Al mismo tiempo que, en el otro lado del mundo ISIS utilizaba los videos de sus decapitaciones como propaganda de reclutamiento, los carteles mexicanos –sobre todo el que tenía una amplísima presencia de exmilitares, Los Zetas–, también presumían sus actos de barbarie. Su lógica profunda dejó de ser la de un negocio, para transformarse en algo más siniestro.

 

Dos años y una semana después, la explosión de granadas durante la celebración popular de las Fiestas Patrias en la plaza principal de Morelia volvió a convocar el término “narco terrorismo” al centro del escenario mexicano.

 

Acusado de encabezar un “Estado fallido” por las mismas voces que hoy aseguran que el narcotráfico controla un tercio del territorio nacional, el gobierno mexicano hizo todo lo posible –incluso con la ayuda de los propios narcos–, por quitarse las etiquetas que obligarían a redefinir estrategias, a reacomodar los negocios del poder y colocaría al país en una situación de profunda debilidad internacional.

 

Ciertamente, ni en Washington, ni en los grandes capitales del dinero, ha habido una presión mayor para alinear la realidad mexicana con la lógica del terrorismo internacional.
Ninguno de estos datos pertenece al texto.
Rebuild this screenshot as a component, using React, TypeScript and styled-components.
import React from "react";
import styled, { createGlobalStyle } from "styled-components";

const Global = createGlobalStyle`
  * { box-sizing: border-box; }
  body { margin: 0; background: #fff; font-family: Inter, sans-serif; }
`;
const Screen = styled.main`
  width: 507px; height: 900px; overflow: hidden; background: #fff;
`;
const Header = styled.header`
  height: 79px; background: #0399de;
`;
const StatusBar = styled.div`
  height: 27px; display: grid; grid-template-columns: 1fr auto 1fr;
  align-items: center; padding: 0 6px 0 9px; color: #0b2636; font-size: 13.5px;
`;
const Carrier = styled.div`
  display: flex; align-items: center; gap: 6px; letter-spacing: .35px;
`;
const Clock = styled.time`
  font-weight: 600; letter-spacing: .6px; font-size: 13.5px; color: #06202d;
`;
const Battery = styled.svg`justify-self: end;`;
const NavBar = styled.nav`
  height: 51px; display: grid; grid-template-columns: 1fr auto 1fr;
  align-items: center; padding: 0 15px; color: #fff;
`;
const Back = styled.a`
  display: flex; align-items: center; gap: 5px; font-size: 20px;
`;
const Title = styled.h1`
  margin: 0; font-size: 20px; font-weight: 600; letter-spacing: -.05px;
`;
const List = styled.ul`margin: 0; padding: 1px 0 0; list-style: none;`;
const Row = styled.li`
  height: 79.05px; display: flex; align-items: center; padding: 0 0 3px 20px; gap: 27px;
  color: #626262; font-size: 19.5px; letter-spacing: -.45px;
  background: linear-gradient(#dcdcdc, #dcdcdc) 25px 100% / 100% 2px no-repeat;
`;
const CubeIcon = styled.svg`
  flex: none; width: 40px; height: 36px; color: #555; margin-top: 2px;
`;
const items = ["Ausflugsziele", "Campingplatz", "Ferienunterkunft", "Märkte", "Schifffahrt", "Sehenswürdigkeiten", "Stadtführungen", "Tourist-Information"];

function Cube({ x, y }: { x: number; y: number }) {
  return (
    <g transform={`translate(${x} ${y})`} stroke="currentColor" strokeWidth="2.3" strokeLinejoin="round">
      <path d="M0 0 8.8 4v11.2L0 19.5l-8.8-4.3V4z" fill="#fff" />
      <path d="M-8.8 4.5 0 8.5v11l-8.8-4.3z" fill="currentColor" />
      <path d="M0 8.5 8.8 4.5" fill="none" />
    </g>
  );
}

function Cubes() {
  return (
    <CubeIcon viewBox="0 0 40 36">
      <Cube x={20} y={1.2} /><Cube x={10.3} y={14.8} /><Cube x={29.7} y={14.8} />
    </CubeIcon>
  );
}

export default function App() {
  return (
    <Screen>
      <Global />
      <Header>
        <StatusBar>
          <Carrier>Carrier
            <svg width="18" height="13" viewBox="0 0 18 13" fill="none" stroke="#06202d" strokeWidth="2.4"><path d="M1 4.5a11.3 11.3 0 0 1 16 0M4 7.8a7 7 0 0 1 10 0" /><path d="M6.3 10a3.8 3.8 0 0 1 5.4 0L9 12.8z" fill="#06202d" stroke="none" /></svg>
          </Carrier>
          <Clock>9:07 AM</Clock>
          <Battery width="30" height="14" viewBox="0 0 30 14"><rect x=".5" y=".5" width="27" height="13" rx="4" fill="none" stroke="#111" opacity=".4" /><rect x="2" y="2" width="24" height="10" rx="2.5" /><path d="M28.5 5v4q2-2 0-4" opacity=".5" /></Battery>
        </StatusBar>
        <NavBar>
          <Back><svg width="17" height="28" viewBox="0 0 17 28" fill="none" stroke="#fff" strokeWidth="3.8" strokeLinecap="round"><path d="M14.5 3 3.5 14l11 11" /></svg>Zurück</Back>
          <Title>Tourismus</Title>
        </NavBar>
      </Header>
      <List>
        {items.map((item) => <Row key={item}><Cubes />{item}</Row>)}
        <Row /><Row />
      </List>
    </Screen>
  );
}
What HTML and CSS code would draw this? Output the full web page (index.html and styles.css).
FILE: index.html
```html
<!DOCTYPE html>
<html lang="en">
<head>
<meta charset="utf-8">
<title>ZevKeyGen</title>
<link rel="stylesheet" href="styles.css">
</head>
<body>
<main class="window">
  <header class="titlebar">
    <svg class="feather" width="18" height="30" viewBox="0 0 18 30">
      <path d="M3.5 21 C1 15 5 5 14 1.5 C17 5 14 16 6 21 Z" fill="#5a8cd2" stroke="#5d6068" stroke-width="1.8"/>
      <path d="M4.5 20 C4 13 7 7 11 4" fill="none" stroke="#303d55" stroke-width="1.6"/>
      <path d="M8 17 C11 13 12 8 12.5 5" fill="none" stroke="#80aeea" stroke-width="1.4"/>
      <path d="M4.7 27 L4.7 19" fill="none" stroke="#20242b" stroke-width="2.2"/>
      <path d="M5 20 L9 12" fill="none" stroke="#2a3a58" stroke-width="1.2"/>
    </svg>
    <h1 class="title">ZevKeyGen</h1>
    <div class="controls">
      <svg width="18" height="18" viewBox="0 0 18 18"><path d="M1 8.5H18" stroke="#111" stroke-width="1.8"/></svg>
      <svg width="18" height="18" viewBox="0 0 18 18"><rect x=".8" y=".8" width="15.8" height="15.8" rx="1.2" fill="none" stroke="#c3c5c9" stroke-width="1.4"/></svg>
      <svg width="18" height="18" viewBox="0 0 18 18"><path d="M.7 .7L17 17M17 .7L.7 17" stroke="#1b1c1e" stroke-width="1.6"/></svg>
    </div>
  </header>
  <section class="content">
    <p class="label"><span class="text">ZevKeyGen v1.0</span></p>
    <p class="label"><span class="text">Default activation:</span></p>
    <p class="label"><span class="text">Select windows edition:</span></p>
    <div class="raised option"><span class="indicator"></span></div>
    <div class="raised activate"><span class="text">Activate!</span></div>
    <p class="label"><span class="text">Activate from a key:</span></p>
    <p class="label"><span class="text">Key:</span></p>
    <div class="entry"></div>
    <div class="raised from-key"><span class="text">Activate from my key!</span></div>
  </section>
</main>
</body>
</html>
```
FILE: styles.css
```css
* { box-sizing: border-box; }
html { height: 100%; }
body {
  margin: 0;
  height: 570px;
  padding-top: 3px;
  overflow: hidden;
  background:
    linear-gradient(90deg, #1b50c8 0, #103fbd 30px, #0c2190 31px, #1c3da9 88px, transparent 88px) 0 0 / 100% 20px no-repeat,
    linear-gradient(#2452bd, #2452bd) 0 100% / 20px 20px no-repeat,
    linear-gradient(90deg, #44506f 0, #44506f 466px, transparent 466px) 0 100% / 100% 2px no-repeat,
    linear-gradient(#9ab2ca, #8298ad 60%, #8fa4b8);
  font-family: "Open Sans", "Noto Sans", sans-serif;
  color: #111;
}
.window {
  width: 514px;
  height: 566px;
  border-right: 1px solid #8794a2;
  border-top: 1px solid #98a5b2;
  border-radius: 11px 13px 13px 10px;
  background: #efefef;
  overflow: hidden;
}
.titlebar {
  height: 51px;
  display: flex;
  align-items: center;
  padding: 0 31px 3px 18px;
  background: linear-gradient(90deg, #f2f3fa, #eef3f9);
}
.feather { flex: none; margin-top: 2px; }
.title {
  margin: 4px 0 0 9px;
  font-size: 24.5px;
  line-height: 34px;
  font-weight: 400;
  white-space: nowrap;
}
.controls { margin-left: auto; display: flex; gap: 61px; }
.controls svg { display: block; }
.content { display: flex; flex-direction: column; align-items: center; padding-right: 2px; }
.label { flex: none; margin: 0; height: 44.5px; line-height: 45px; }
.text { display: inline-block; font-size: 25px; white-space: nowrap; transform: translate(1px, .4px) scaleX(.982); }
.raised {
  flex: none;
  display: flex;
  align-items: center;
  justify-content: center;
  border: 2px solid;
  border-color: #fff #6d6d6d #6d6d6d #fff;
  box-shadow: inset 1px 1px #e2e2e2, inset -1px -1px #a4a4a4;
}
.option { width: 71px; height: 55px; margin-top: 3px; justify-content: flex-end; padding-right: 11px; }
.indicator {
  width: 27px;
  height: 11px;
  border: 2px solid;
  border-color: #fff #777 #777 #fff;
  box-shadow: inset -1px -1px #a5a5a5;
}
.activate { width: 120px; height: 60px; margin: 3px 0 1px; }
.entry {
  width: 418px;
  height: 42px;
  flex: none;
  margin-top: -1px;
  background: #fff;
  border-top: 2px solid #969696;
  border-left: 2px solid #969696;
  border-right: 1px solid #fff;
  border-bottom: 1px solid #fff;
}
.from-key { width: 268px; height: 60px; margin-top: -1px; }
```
A pesar del propio Trump, el pragmatismo del “business as usual” se ha impuesto.

 

Hasta que llegaron los abrazos y los militares como “mil usos” del aparato gubernamental. La liberación de un hijo de El Chapo Guzmán, el arresto de un secretario de Defensa y un numero creciente de hechos de violencia extrema en amplias regiones del país. Y Salamanca, el estallido de una bomba entregada por mensajería que con “apenas” dos muertos, retrata al país como un Chicago en tiempos de Al Capone, como a un sistema incompetente con una sociedad rehén y a la vez sanguinaria pues –nos dirán—, los malos “también son pueblo”.